CBF of Oklahoma Coordinator Steve Graham echoed McClatchy and Foster and emphasized that the network will offer new points of connection between churches and will generate energy around shared mission in the Southwest.
“Fellowship Southwest will connect churches, lay leaders and ministers who are a vital part of CBF,” Graham said. “Bringing us together will harness energy and passion for the good of the cause. In our state of Oklahoma, a growing number of people are discovering that we offer ourselves as partners in conversation, ministry and mission; partners for well-being and wholeness. Connecting with our border states will increase the momentum.”
The network will feature an organizational structure comprised of a steering committee, an advisory committee and a full-time coordinator employed by CBF. The steering committee will include representatives from CBF of Texas, CBF of Oklahoma and CBF West as the network’s originating executive members. An additional four to six members will also serve on the committee with the Fellowship Southwest coordinator as an ex-officio member of the steering body.
The advisory committee of Fellowship Southwest will be organized as a coalition of representative ministry and mission partners, serving three-year terms with the possible re-appointment for an additional three-year term. Representatives of the advisory committee will advance the priorities of the network in mission and ministry of the network in the committee’s role as a hub from which various aspects of shared ministry are accomplished through subcommittees, task forces and other structures relevant to harmonious work and relationship.

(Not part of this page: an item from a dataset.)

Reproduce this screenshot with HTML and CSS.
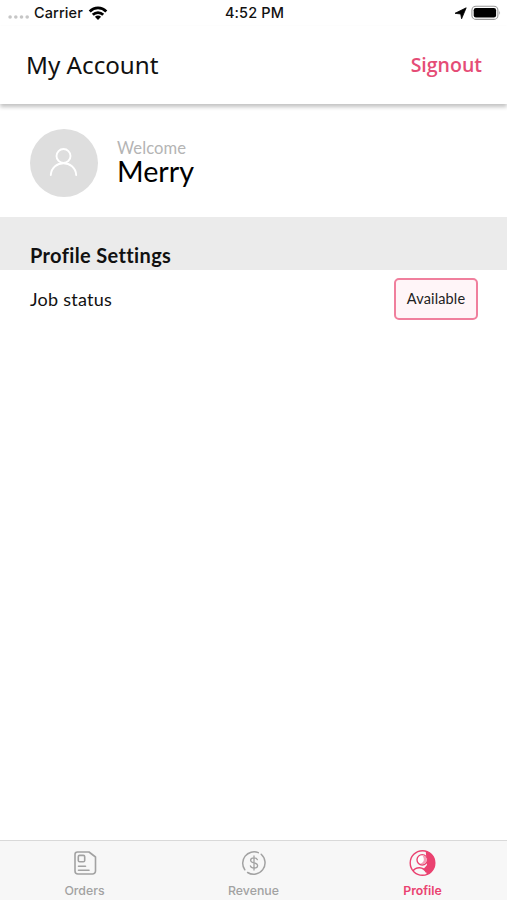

Network leaders will convene in May for a planning retreat to discuss mission and ministry priorities, organizational structure and future full-time leadership.
CBF is a Christian network that helps people put their faith to practice through ministry efforts, global missions and a broad community of support. The Fellowship’s mission is to serve Christians and churches as they discover and fulfill their God-given mission.